Adding to or subtracting from the difficulty, the Hispanics Heller
wishes to reach are almost entirely in southern Nevada, where he has a
substantial population to which to introduce himself. That means
he’ll be reaching out to everybody anyway. But it also means that if
he wants to attract the Republican base in Clark County, he has to be
careful not to be too attractive to Hispanics on immigration policy.
If he and Otto Merida actually came up with their own plan, that might
help in the Hispanic community, but whether it would do Heller much
good in other parts of Clark County and the state is debatable.

Heller also can hope for a conservative coattail effect. Despite his
denials, Senator Mario Rubio of Florida seems to be almost every
Republican’s favorite possible vice-presidential candidate (Governor
Brian Sandoval’s name popped up, too). If that happened, Republicans
would hope to attract Hispanic votes to their whole ticket. And in
House District 1, where Dina Titus and Ruben Kihuen are in a
Democratic primary, the first announced Republican candidate is a
former school principal, Miguel Rodrigues. Could he affect Heller’s
vote?

Maybe, but as crazy as it sounds, is the Hispanic vote that important
for Heller to reach? Berkley is very much a Las Vegan and slightly
left of center. Heller has every reason to expect to run strong in
northern Nevada, but it’s reasonable to expect that those factors
would help Heller bring in a stronger vote out of northern Nevada than
he might have anticipated in the first place. And recent trends show
that he may need it, and Hispanic votes will be hard for him to pluck.

Just after the 2010 election, Latino Decisions reported that Senator
Harry Reid earned more than 90 percent of the Hispanic vote in
Nevada. Granted, that was in an election against Sharron Angle, who
told a group of Hispanic students they looked “a little Asian” to her.

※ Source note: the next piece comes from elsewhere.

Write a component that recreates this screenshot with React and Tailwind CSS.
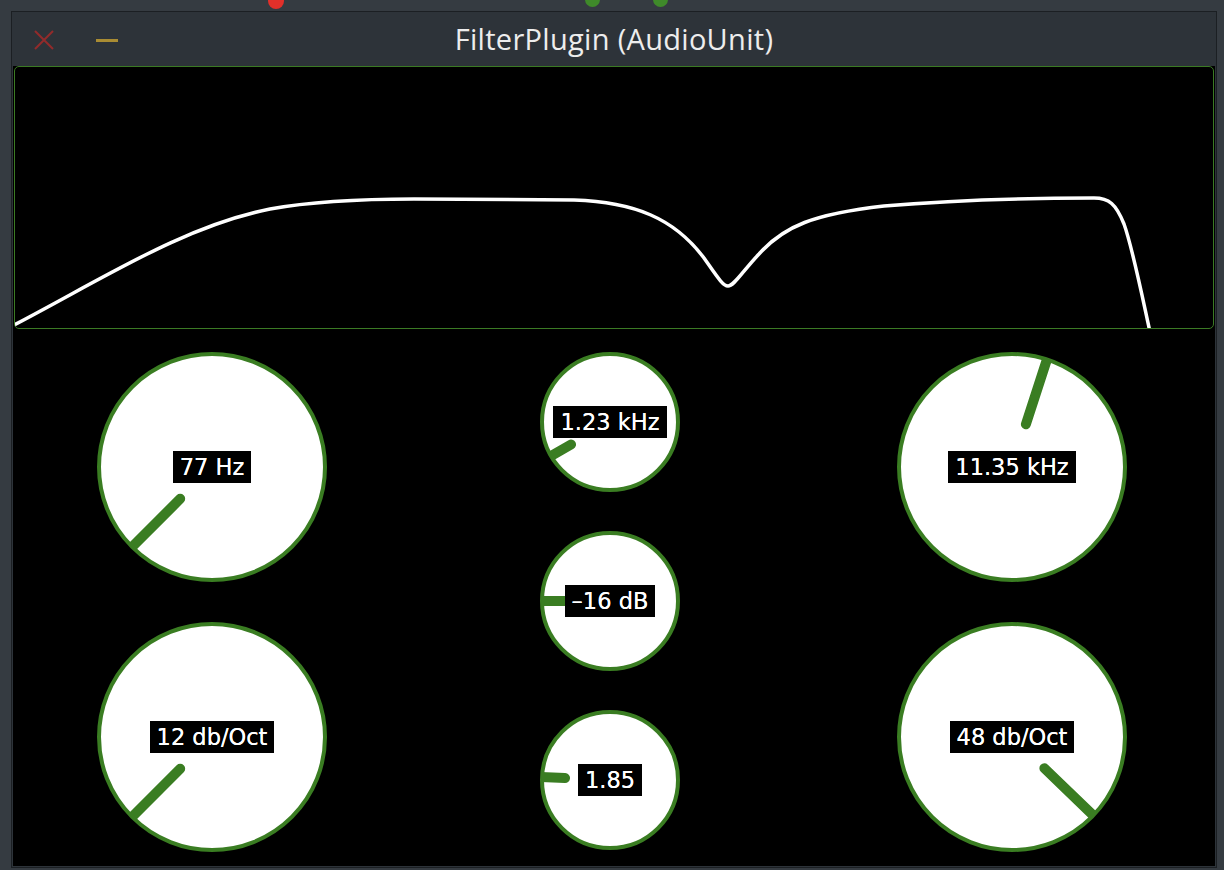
import React from "react";

const GREEN = "#3a7d22";

const Knob = ({ size, angle, label }) => {
  const r = size / 2;
  const rad = (angle * Math.PI) / 180;
  const x1 = r + Math.cos(rad) * 45;
  const y1 = r + Math.sin(rad) * 45;
  const x2 = r + Math.cos(rad) * (r + 8);
  const y2 = r + Math.sin(rad) * (r + 8);
  const clipId = `clip-${label.replace(/[^a-z0-9]/gi, "")}`;
  return (
    <div className="relative shrink-0" style={{ width: size, height: size }}>
      <svg width={size} height={size} className="block">
        <defs>
          <clipPath id={clipId}>
            <circle cx={r} cy={r} r={r - 1} />
          </clipPath>
        </defs>
        <circle cx={r} cy={r} r={r - 2} fill="#ffffff" stroke={GREEN} strokeWidth="4" />
        <line
          x1={x1}
          y1={y1}
          x2={x2}
          y2={y2}
          stroke={GREEN}
          strokeWidth="10"
          strokeLinecap="round"
          clipPath={`url(#${clipId})`}
        />
      </svg>
      <div className="absolute inset-0 flex items-center justify-center">
        <span className="h-8 px-[7px] bg-black text-white text-[22.5px] leading-8 whitespace-nowrap font-['DejaVu_Sans',sans-serif] [text-shadow:0_0_0.4px_#fff]">
          {label}
        </span>
      </div>
    </div>
  );
};

const ResponseGraph = () => (
  <div className="relative mx-px h-[263px] rounded-[5px] border border-[#3b7a24] bg-black overflow-hidden">
    <svg className="absolute -inset-px" width="1200" height="263" viewBox="0 0 1200 263">
      <path
        d="M0 259 C 90 212, 170 160, 256 143 C 300 135, 350 133, 400 133 L 560 134 C 620 136, 660 152, 690 192 C 704 212, 709 220, 714 220 C 720 220, 728 206, 745 188 C 770 160, 800 148, 870 140 C 950 133, 1030 132, 1080 132 C 1095 132, 1102 138, 1110 158 C 1118 180, 1126 220, 1136 266"
        fill="none"
        stroke="#ffffff"
        strokeWidth="3.5"
        strokeLinejoin="round"
      />
    </svg>
  </div>
);

export default function App() {
  return (
    <div className="relative w-[1224px] h-[870px] bg-[#353b41] overflow-hidden">
      {/* dots from windows behind */}
      <div className="absolute left-[268px] -top-[7px] w-4 h-4 rounded-full bg-[#e2302a]" />
      <div className="absolute left-[585px] -top-[8px] w-[15px] h-[15px] rounded-full bg-[#3f8a2a]" />
      <div className="absolute left-[653px] -top-[8px] w-[15px] h-[15px] rounded-full bg-[#3f8a2a]" />

      <div className="absolute left-[11px] top-[11px] w-[1206px] h-[857px] border border-[#1b1f23] bg-[#2d3339] px-px pb-px flex flex-col">
        {/* Title bar */}
        <div className="relative h-[54px] flex items-center justify-center shrink-0">
          <div className="absolute left-[21px] top-[18px] w-5 h-5">
            <svg width="20" height="20" viewBox="0 0 20 20">
              <path d="M1 1 L19 19 M19 1 L1 19" stroke="#922b2b" strokeWidth="2" />
            </svg>
          </div>
          <div className="absolute left-[83px] top-[27px] w-[22px] h-[3px] bg-[#a98c33]" />
          <span className="text-[29px] leading-none text-[#ededed] font-['Open_Sans',sans-serif] tracking-[0.3px] -mt-[2px]">
            FilterPlugin (AudioUnit)
          </span>
        </div>

        {/* Content */}
        <div className="flex-1 bg-black flex flex-col">
          <ResponseGraph />
          <div className="flex pl-[84px] pt-[23px]">
            <div className="flex flex-col gap-[40px]">
              <Knob size={230} angle={135} label="77 Hz" />
              <Knob size={230} angle={135} label="12 db/Oct" />
            </div>
            <div className="flex flex-col gap-[39px] ml-[213px] mr-[217px]">
              <Knob size={140} angle={150} label="1.23 kHz" />
              <Knob size={140} angle={180} label="–16 dB" />
              <Knob size={140} angle={182.5} label="1.85" />
            </div>
            <div className="flex flex-col gap-[40px]">
              <Knob size={230} angle={288} label="11.35 kHz" />
              <Knob size={230} angle={44} label="48 db/Oct" />
            </div>
          </div>
        </div>
      </div>
    </div>
  );
}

One Latino Decisions pollster told the Review-Journal at that time,
“In Nevada the Republican candidates have to absolutely court the
Hispanic vote or they are doomed,” and that if the trends from 2008
and 2010 continued, Nevada Republicans “may never win another Senate
or presidential contest.”

That seems overstated. But Hispanic registration in recent years has
been overwhelmingly Democratic, at least in part because Democrats
have made outreach to the Hispanic community a key activity. Then add
in that the senator’s son, Rory, wasn’t far behind his father in the
number of votes he won in the Hispanic community in the race for
governor.

Making matters more interesting, Rory Reid’s victorious opponent was
Sandoval, who strongly supports Heller and endorsed Rick Perry in the
Republican presidential race. That’s the governor of Texas who
sounded a little soft on immigration in the opinion of some hard-
liners, so he announced that his Arizona campaign chairman would be …
Joe Arpaio.

You could bet the house that Heller won’t sound like Sheriff Joe or
try to. But to win over Hispanic voters, he has the hurdle of also
needing support from those who like the sound of what Sheriff Joe has
to say. Can he do it? That may be why they call it politics.